Elsewhere in the United States, there was solid but not overwhelming interest for the Surface.

"It's a good tablet. I am not a huge i-anything fan, I like Windows," said Matt Shanahan, a software developer who drove four hours to the tiny Michigan Avenue pop-up store in Chicago from Grand Rapids, Michigan to buy a Surface. "My friend and I are software developers and this gives us an opportunity to develop new apps," he said.

In a pop-up store at the San Francisco Centre mall about 50 people lined up to buy the new Surface.

"On an iPad you have to use half the screen for a keyboard, or buy an accessory. I love that the Surface is so integrated, that you can type and use Word and all my other programs," said Malte von Sehested, a textbook creator who bought a Surface.

"With the Surface you get a steeper learning curve — I had to get someone to show me how to side-swipe, swipe out to get the menus for instance," he said. "It may take a week, before it all becomes natural.
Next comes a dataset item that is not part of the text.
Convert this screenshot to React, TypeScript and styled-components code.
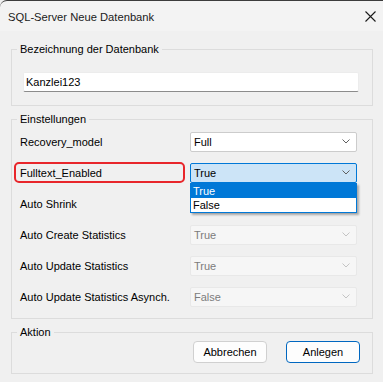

That could be a problem for Microsoft. My old dad, he would get hit by that steeper learning curve."

Wall Street and tech industry experts failed to show great enthusiasm for Windows 8, but were prepared to give Microsoft time to succeed.

"Microsoft did not come out with Windows 8 thinking it will be an overnight success," said Daniel Ives, an analyst at FBR Capital Markets. "But there's hope that this could be the silver bullet of growth (for Microsoft) as well as giving the PC industry some optimism that there's better days ahead."

The next six to 12 months is a "crucial period" for Microsoft to get traction with consumers, added Ives.

Sarah Rotman Epps, an analyst at tech research firm Forrester, said consumers may be best served waiting for tablets running the full Windows 8 Pro and Intel chips, which are due out early next year.

"Windows 8 has a lot of great features, but RT has a long way to go," she said, citing a lack of apps and poor video performance on the Surface.

"It's not really a PC. RT is too restricted. Some people will be happier with the full Windows 8," she said.